Problem to solve ->
Of the lines below, count those containing the word "Clone". Reply with the number alone.

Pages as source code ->
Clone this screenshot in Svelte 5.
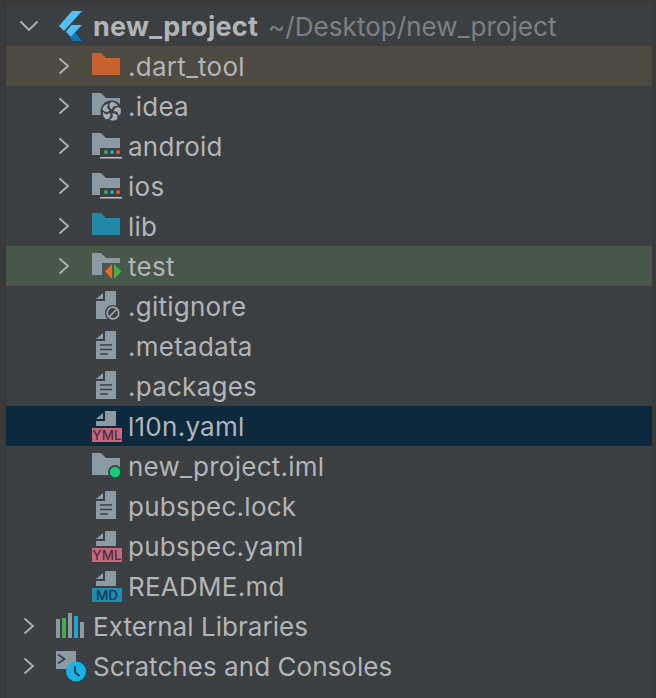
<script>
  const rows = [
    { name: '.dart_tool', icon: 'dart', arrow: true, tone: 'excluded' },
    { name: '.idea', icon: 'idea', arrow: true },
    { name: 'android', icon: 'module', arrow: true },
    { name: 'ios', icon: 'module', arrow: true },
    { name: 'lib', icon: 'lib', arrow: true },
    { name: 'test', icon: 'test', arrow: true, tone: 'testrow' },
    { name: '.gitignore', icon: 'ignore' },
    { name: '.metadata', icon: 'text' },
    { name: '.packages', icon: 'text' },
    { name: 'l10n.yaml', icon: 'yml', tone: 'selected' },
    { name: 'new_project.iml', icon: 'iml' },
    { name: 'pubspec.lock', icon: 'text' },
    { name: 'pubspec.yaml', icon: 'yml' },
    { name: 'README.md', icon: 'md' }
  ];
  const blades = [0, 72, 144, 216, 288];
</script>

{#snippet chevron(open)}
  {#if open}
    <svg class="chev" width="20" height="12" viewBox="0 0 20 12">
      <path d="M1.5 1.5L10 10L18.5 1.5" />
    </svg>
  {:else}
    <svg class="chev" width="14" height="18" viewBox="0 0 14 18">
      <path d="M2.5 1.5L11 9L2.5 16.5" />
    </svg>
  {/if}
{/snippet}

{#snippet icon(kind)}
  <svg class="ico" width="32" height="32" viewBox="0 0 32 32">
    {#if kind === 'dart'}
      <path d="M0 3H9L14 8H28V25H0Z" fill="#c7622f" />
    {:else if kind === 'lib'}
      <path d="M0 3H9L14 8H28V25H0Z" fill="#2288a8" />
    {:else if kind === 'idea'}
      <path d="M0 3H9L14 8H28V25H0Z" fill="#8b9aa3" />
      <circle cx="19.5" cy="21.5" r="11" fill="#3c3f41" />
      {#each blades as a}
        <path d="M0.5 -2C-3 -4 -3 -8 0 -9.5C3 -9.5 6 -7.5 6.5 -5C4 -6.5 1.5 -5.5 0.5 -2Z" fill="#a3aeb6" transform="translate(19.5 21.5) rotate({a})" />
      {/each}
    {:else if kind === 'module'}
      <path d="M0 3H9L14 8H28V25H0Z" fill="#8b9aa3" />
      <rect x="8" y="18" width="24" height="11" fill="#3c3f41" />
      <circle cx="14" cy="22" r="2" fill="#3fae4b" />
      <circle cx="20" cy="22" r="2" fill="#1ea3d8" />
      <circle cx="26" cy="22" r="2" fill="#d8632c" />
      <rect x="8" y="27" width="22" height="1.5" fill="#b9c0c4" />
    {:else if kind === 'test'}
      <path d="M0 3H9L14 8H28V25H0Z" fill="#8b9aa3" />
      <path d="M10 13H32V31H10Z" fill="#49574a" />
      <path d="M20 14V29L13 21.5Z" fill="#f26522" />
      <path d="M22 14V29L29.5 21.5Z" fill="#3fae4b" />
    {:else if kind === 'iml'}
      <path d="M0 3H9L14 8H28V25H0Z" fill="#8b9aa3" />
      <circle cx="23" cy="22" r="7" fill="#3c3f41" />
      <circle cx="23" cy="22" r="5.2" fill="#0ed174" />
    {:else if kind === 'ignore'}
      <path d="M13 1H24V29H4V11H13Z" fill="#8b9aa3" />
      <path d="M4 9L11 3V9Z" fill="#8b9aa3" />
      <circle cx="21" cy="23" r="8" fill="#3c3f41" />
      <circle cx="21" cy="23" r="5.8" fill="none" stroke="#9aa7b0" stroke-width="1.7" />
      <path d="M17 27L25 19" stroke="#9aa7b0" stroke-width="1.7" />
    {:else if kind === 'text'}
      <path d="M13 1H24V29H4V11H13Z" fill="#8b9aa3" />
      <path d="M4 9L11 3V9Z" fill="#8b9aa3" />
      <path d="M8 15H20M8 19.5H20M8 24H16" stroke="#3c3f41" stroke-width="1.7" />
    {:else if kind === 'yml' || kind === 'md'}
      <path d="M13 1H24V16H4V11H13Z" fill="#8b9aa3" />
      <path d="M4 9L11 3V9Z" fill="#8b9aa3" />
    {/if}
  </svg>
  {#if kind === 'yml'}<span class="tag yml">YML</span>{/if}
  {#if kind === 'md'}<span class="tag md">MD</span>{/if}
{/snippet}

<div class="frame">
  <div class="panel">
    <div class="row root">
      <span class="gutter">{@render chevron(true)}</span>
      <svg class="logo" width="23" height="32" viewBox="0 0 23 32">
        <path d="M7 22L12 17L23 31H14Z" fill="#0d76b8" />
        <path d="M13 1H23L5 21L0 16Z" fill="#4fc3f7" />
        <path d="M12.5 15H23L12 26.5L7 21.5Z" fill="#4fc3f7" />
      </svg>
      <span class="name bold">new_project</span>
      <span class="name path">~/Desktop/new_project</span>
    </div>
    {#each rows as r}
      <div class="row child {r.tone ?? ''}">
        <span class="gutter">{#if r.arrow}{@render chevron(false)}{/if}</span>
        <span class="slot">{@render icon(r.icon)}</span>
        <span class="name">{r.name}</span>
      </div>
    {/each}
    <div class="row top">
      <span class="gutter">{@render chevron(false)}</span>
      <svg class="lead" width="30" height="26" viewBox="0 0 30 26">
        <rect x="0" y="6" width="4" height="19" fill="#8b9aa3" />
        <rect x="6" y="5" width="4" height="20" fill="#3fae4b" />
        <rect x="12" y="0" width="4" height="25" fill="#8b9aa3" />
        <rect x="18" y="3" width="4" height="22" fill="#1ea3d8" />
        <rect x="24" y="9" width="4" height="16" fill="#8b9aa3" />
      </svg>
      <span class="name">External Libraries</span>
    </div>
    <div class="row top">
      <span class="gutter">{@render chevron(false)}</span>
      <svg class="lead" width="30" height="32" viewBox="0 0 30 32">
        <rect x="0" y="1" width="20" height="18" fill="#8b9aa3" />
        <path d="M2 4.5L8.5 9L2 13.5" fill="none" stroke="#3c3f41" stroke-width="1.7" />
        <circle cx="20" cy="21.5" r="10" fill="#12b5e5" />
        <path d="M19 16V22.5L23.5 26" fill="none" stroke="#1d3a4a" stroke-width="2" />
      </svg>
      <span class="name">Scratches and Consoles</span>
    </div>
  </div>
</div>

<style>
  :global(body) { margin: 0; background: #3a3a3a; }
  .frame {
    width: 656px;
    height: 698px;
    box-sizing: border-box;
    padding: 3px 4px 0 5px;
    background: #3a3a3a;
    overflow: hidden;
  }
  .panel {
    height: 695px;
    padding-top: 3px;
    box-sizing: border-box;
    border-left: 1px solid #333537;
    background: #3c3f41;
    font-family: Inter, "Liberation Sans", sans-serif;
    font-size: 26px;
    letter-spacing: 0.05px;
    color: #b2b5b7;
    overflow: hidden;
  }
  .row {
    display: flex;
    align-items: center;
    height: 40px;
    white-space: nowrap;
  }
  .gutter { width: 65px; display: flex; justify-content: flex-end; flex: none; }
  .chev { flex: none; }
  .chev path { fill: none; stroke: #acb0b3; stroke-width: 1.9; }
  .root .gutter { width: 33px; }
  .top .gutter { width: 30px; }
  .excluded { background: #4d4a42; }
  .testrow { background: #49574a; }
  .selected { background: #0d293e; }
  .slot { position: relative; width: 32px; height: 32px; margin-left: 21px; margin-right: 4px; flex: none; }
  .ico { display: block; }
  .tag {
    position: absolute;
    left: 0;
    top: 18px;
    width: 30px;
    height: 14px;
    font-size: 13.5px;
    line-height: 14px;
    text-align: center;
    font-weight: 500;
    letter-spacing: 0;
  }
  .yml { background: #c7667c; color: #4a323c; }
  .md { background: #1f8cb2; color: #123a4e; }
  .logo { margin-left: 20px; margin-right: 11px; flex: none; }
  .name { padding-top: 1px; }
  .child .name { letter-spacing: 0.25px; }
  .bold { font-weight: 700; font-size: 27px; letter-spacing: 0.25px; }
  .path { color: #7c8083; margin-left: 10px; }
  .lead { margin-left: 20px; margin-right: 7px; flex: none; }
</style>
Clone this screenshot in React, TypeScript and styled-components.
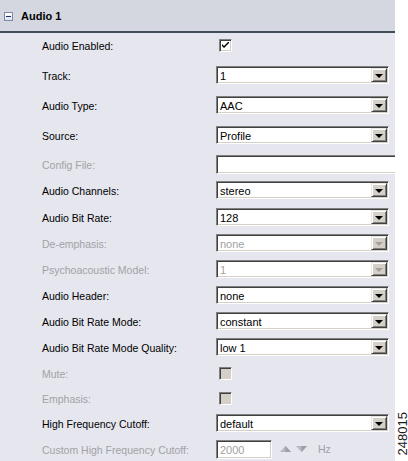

Right answer ->
2